Creeley was born in Arlington, Massachusetts, and lost his left eye in a childhood accident — a biographical detail that, he later noted, gave him an early understanding of perspective as something partial and constructed. He attended Harvard but did not graduate, and spent time in France, Guatemala, and Mallorca before joining the faculty at Black Mountain College in North Carolina, where he edited the Black Mountain Review (1954–1957), one of the most important little magazines of the era.

At Black Mountain, Creeley developed his characteristic style in dialogue with Charles Olson, whose ideas about “projective verse” — poetry as an extension of breath and field rather than of meter and rhyme — provided a theoretical framework for what Creeley was already doing intuitively: writing short, lineated poems in which the breaks, hesitations, and silences carry as much meaning as the words.

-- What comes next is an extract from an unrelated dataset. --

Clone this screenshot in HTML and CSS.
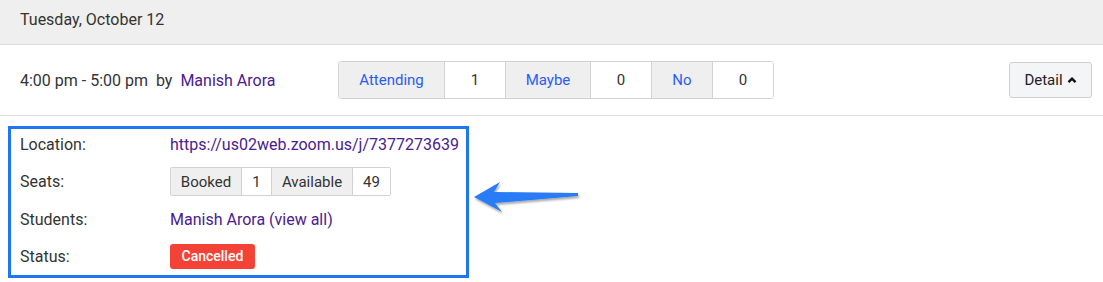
FILE: index.html
```html
<!DOCTYPE html>
<html>
<head>
  <title>Session</title>
  <link rel="stylesheet" href="styles.css">
</head>
<body>
<div class="day-header">Tuesday, October 12</div>

<div class="session-row">
  <div class="session-time">4:00 pm - 5:00 pm &nbsp;by&nbsp; <a href="#">Manish Arora</a></div>
  <div class="rsvp-group">
    <span class="rsvp-label rsvp-attending">Attending</span>
    <span class="rsvp-count rsvp-c1">1</span>
    <span class="rsvp-label rsvp-maybe">Maybe</span>
    <span class="rsvp-count rsvp-c2">0</span>
    <span class="rsvp-label rsvp-no">No</span>
    <span class="rsvp-count rsvp-c3">0</span>
  </div>
  <button class="detail-btn">Detail <svg width="10" height="8" viewBox="0 0 10 8"><path d="M1.5 6.2 L5 2.6 L8.5 6.2" fill="none" stroke="#111" stroke-width="2.4"/></svg></button>
</div>

<div class="details">
  <div class="detail-row">
    <span class="detail-label">Location:</span>
    <a href="#">https://us02web.zoom.us/j/7377273639</a>
  </div>
  <div class="detail-row">
    <span class="detail-label">Seats:</span>
    <div class="seats-group">
      <span class="seat-label seat-booked">Booked</span>
      <span class="seat-count seat-c1">1</span>
      <span class="seat-label seat-avail">Available</span>
      <span class="seat-count seat-c2">49</span>
    </div>
  </div>
  <div class="detail-row">
    <span class="detail-label">Students:</span>
    <span><a href="#">Manish Arora</a> <a href="#">(view all)</a></span>
  </div>
  <div class="detail-row">
    <span class="detail-label">Status:</span>
    <span class="status-badge">Cancelled</span>
  </div>
</div>

<svg class="callout-arrow" width="120" height="40" viewBox="0 0 120 40">
  <defs>
    <filter id="sh" x="-10%" y="-20%" width="130%" height="160%">
      <feDropShadow dx="1" dy="2" stdDeviation="1.2" flood-color="#000" flood-opacity="0.35"/>
    </filter>
  </defs>
  <polygon filter="url(#sh)" fill="#2a7cf6" points="4,19 30,4 24,14 108,15 108,18 25,25 32,34"/>
</svg>
</body>
</html>
```

FILE: styles.css
```css
body {
  font-family: Roboto, "Liberation Sans", Arial, sans-serif;
  font-size: 16px;
  color: #333;
  margin: 0;
  position: relative;
}
a {
  color: #4a2090;
  text-decoration: none;
}
.day-header {
  background: #efefef;
  border-bottom: 1px solid #dcdcdc;
  padding: 10px 20px 14px;
  line-height: 20px;
}
.session-row {
  display: flex;
  align-items: center;
  padding: 16px 11px 16px 20px;
  border-bottom: 1px solid #dcdcdc;
}
.session-time {
  width: 318px;
}
.rsvp-group {
  display: flex;
  height: 36px;
  border: 1px solid #d2d2d2;
  border-radius: 3px;
  overflow: hidden;
  font-size: 15px;
}
.rsvp-group span {
  display: flex;
  align-items: center;
  justify-content: center;
  border-left: 1px solid #d2d2d2;
}
.rsvp-group span:first-child {
  border-left: none;
}
.rsvp-label {
  background: #efefef;
  color: #2a5cf5;
}
.rsvp-count {
  background: #fff;
  color: #333;
}
.rsvp-attending { width: 105px; }
.rsvp-c1 { width: 60px; }
.rsvp-maybe { width: 84px; }
.rsvp-c2 { width: 60px; }
.rsvp-no { width: 60px; }
.rsvp-c3 { width: 60px; }
.detail-btn {
  margin-left: auto;
  height: 36px;
  width: 83px;
  background: #f4f5f7;
  border: 1px solid #cfcfcf;
  border-radius: 3px;
  font-family: inherit;
  font-size: 15px;
  color: #222;
  display: flex;
  align-items: center;
  justify-content: center;
  gap: 4px;
  padding: 0;
}
.details {
  margin: 10px 0 0 8px;
  width: 446px;
  border: 3px solid #1f76f5;
  padding: 0 0 3px 9px;
  display: flex;
  flex-direction: column;
  gap: 7.5px;
}
.detail-row {
  display: flex;
  align-items: center;
  height: 30px;
}
.detail-label {
  width: 150px;
}
.seats-group {
  display: flex;
  height: 27px;
  border: 1px solid #d2d2d2;
  border-radius: 2px;
  overflow: hidden;
  font-size: 15px;
}
.seats-group span {
  display: flex;
  align-items: center;
  justify-content: center;
  border-left: 1px solid #d2d2d2;
}
.seats-group span:first-child {
  border-left: none;
}
.seat-label {
  background: #efefef;
}
.seat-count {
  background: #fff;
}
.seat-booked { width: 70px; }
.seat-c1 { width: 29px; }
.seat-avail { width: 80px; }
.seat-c2 { width: 37px; }
.status-badge {
  background: #f44336;
  color: #fff;
  font-size: 14px;
  font-weight: 500;
  border-radius: 3px;
  padding: 0 11.5px;
  height: 25px;
  line-height: 25px;
}
.callout-arrow {
  position: absolute;
  left: 470px;
  top: 178px;
}
```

For Love: Poems 1950–1960 (1962, Scribner’s) was the collection that established him as a major figure. The poems are short — some only a few lines — and they deal obsessively with love, marriage, desire, and the difficulty of saying what one means. “I Know a Man,” one of the most famous short poems in American literature, is four sentences and thirteen lines that capture an entire psychology of American anxiety.

Later Work

Words (1967), Pieces (1969), and A Day Book (1972) pushed Creeley’s minimalism further — poems became fragments, notations, moments of perception stripped of context. Pieces in particular influenced Language poetry and the next generation of experimentalists. Later (1979) and Mirrors (1983) showed a mellowing sensibility, the poems becoming gentler without losing their formal rigor.

Creeley taught at the University of New Mexico and then at SUNY Buffalo, where he became a central figure in the poetry program. His Collected Poems (University of California Press, 1982 and 2006) runs to over 1,200 pages — evidence that a poet of extreme brevity can be extremely prolific.

He also wrote fiction (The Island, 1963), essays (A Quick Graph, 1970), and maintained extensive correspondences with Olson, Denise Levertov, and other poets that have been published as significant literary documents.

Key Works

  • For Love: Poems 1950–1960 (1962)
  • Pieces (1969)
  • Later (1979)
  • The Collected Poems (2006)

Collecting Creeley

Creeley published with dozens of small presses — Divers Press, Jargon Society, Black Sparrow Press, New Directions, Scribner’s. For Love first edition (Scribner’s, 1962) is the key collectible — signed copies bring $100–$400. Black Sparrow Press editions from the 1970s and 1980s, often in signed limited editions, are the core of the Creeley market ($50–$200 per title). Small-press chapbooks and broadsides from the 1950s and 1960s are genuinely rare and sought by collectors of postwar American poetry. Creeley signed extensively throughout his career. The Black Mountain and San Francisco Renaissance collector communities overlap significantly, creating a robust market for first editions.